In the records that follow, locate every line with "index" and extract it.
++++ Listed records ++++
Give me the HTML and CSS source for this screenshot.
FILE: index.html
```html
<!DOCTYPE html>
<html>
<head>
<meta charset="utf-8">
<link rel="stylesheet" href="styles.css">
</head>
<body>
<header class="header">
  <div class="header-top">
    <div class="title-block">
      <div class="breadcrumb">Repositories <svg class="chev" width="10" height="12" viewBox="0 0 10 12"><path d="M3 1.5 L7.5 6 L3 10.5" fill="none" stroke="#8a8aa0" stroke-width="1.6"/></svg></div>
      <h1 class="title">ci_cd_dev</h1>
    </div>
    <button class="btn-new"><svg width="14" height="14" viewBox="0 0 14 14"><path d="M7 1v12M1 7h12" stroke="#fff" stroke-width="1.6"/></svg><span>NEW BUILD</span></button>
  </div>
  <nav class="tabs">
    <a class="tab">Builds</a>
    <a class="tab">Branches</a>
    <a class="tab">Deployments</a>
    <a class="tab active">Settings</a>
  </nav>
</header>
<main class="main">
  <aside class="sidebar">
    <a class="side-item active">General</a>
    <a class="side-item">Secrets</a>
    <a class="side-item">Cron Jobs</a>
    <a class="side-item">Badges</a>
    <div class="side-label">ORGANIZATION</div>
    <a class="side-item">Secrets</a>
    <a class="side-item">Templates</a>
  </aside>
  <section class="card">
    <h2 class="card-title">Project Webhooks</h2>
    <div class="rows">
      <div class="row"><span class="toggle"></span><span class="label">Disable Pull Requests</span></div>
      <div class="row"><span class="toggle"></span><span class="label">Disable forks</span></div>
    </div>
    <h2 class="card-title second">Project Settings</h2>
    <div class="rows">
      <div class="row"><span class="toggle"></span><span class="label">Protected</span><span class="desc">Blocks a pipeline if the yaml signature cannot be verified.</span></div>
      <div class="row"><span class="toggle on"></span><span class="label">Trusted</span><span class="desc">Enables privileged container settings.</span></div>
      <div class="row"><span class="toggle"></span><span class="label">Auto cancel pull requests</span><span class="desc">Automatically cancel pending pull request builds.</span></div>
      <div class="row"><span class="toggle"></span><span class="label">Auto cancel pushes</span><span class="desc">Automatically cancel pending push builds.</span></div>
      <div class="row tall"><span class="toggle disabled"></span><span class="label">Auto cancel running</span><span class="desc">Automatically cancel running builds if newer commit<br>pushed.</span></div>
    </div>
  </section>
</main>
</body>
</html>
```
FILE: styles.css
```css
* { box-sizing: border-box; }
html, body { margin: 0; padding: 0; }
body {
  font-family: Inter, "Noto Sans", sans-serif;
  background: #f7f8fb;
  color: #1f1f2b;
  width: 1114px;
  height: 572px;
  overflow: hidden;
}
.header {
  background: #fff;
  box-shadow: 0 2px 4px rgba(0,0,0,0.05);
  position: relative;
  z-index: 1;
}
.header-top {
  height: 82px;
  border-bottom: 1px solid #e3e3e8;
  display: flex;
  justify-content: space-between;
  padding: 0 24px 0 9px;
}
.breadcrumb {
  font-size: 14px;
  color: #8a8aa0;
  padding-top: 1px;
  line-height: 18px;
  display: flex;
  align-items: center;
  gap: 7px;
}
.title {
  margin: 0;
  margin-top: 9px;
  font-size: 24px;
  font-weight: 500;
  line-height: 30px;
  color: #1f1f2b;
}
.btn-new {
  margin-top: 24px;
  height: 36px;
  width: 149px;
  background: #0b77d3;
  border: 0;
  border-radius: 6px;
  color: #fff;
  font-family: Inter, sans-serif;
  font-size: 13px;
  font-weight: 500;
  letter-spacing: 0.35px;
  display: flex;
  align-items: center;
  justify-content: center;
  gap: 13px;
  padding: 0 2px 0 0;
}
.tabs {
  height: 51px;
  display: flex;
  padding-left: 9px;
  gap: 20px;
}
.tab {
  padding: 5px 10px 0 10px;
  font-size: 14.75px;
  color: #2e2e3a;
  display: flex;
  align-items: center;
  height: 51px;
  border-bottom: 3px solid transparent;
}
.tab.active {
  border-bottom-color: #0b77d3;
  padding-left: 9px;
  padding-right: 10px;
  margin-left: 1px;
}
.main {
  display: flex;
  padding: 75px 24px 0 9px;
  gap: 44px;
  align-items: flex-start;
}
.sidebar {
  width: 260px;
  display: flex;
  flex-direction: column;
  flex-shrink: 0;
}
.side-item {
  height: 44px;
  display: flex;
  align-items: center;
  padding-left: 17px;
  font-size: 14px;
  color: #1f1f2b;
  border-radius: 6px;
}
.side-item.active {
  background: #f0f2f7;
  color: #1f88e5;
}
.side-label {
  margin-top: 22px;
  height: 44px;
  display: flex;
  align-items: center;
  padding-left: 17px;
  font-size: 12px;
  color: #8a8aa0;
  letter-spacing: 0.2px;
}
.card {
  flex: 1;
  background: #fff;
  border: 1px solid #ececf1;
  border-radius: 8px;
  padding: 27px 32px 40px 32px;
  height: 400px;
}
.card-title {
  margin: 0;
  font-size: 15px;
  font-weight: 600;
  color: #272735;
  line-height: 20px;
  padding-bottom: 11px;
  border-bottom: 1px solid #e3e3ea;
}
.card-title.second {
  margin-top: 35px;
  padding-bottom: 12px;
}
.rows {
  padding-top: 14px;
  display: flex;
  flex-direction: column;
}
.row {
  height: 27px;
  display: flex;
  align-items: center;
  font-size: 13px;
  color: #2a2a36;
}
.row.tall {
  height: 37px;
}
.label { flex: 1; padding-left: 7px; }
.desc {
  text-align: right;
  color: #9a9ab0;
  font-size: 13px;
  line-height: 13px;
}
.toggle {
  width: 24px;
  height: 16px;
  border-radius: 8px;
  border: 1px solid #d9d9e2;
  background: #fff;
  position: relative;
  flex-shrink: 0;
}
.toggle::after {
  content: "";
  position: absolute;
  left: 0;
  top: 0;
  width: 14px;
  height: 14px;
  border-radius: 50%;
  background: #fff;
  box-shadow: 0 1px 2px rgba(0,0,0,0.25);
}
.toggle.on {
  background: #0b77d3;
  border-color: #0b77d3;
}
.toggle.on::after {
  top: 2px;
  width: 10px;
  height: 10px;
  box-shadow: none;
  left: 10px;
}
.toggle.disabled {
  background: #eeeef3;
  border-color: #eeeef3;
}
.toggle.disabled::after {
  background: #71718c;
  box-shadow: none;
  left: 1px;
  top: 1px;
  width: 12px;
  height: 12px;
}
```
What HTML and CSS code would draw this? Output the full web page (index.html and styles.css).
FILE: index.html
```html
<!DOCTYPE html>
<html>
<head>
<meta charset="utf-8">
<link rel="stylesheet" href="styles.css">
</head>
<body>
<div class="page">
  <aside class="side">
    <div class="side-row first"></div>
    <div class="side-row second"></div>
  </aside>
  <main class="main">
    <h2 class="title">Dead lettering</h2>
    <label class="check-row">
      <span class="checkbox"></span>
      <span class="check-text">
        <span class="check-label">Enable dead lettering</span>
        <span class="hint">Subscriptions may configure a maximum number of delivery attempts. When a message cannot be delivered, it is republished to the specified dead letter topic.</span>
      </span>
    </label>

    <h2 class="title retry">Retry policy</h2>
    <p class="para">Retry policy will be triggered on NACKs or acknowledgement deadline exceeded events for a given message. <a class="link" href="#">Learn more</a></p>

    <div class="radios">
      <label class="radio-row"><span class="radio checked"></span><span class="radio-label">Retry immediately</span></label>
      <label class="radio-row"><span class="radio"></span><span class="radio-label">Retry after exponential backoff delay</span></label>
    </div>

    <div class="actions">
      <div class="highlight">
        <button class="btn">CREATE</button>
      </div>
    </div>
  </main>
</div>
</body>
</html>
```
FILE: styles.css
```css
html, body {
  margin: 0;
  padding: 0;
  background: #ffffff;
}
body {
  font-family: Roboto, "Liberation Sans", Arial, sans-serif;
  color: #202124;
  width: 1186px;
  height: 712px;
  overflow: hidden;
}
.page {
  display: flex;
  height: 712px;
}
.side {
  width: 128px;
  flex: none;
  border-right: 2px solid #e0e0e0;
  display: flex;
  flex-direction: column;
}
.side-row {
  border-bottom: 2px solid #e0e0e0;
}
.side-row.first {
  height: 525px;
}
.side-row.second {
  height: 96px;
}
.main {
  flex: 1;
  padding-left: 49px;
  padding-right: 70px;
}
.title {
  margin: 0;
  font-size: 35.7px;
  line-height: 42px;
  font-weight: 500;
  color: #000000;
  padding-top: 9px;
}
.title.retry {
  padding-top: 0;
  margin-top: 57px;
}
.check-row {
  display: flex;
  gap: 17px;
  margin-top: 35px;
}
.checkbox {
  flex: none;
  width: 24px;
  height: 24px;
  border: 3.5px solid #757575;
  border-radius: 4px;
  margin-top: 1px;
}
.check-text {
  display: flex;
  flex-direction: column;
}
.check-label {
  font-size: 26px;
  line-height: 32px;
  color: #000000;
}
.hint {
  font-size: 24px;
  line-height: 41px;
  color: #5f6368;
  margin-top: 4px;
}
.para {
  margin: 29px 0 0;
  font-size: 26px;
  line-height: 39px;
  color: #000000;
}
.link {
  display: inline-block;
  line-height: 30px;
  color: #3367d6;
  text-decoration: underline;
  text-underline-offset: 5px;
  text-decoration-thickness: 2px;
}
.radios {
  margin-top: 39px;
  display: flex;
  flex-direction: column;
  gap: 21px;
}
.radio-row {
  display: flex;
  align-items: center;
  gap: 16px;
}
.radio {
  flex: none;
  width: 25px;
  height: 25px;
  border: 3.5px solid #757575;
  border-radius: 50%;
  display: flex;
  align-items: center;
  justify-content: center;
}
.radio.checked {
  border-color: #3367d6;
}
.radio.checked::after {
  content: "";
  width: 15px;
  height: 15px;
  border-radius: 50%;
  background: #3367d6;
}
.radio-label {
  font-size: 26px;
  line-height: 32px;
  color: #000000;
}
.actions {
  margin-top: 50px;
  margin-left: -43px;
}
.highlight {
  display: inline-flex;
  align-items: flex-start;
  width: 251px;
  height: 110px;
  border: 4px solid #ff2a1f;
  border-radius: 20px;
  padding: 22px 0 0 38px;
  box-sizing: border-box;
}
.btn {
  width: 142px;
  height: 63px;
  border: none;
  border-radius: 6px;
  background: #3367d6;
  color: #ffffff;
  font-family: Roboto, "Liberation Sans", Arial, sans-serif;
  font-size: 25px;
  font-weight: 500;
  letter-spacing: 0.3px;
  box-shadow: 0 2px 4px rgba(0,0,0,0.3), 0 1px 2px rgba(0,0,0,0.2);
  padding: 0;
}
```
++++
**Correct response**
FILE: index.html
  z-index: 1;
What HTML and CSS code would draw this? Output the full web page (index.html and styles.css).
FILE: index.html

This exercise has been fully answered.